Exercise task | Skip the images. Copy the records exactly as written.

Data for this task |
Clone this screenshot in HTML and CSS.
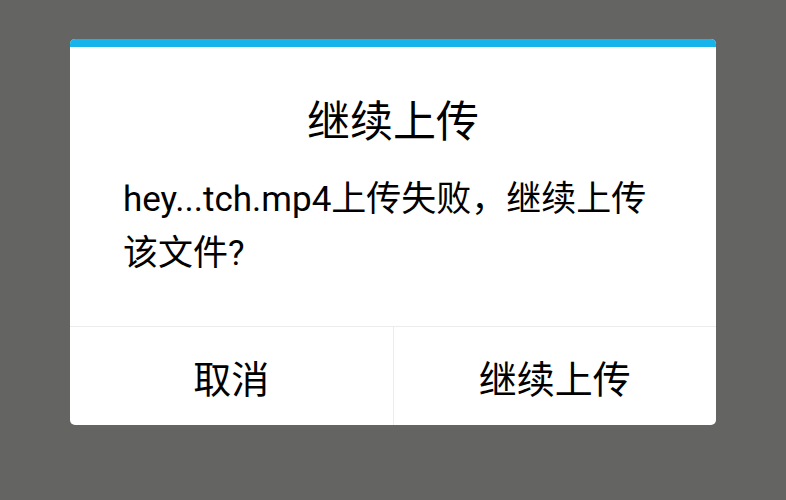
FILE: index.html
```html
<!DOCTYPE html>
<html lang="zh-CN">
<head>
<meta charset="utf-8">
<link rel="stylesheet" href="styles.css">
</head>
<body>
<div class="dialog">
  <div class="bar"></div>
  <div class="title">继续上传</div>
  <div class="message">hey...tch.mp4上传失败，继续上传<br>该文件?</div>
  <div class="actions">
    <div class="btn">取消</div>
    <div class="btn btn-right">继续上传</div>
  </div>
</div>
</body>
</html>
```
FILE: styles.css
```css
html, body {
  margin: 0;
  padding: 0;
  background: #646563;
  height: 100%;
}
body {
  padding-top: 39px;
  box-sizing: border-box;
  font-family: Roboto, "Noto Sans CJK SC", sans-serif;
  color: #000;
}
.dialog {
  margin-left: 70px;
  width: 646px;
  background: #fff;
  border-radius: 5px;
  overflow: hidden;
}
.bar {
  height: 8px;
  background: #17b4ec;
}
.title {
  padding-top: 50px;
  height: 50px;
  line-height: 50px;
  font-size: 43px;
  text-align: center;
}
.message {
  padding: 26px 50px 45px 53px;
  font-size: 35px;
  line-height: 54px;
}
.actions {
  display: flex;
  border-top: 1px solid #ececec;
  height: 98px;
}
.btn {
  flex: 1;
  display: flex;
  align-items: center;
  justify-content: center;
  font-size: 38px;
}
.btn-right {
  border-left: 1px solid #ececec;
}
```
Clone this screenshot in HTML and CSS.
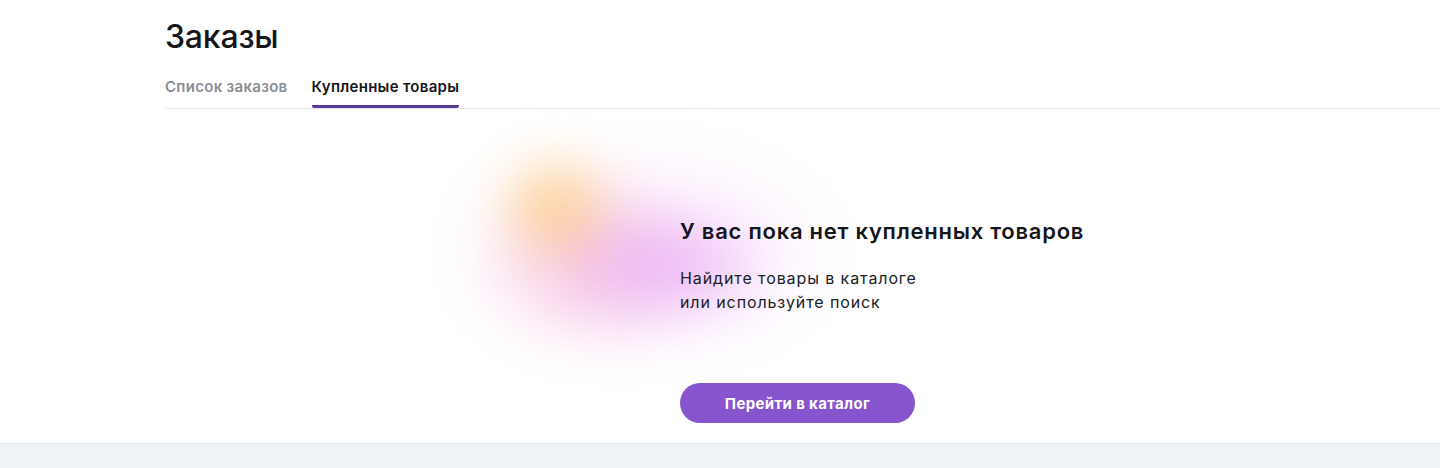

Written reply |
Clone this screenshot in HTML and CSS.
FILE: index.html
```html
<!DOCTYPE html>
<html lang="zh-CN">
<head>
<meta charset="utf-8">
<link rel="stylesheet" href="styles.css">
</head>
<body>
<div class="dialog">
  <div class="bar"></div>
  <div class="title">继续上传</div>
  <div class="message">hey...tch.mp4上传失败，继续上传<br>该文件?</div>
  <div class="actions">
    <div class="btn">取消</div>
    <div class="btn btn-right">继续上传</div>
  </div>
</div>
</body>
</html>
```
FILE: styles.css
```css
html, body {
  margin: 0;
  padding: 0;
  background: #646563;
  height: 100%;
}
body {
  padding-top: 39px;
  box-sizing: border-box;
  font-family: Roboto, "Noto Sans CJK SC", sans-serif;
  color: #000;
}
.dialog {
  margin-left: 70px;
  width: 646px;
  background: #fff;
  border-radius: 5px;
  overflow: hidden;
}
.bar {
  height: 8px;
  background: #17b4ec;
}
.title {
  padding-top: 50px;
  height: 50px;
  line-height: 50px;
  font-size: 43px;
  text-align: center;
}
.message {
  padding: 26px 50px 45px 53px;
  font-size: 35px;
  line-height: 54px;
}
.actions {
  display: flex;
  border-top: 1px solid #ececec;
  height: 98px;
}
.btn {
  flex: 1;
  display: flex;
  align-items: center;
  justify-content: center;
  font-size: 38px;
}
.btn-right {
  border-left: 1px solid #ececec;
}
```
Clone this screenshot in HTML and CSS.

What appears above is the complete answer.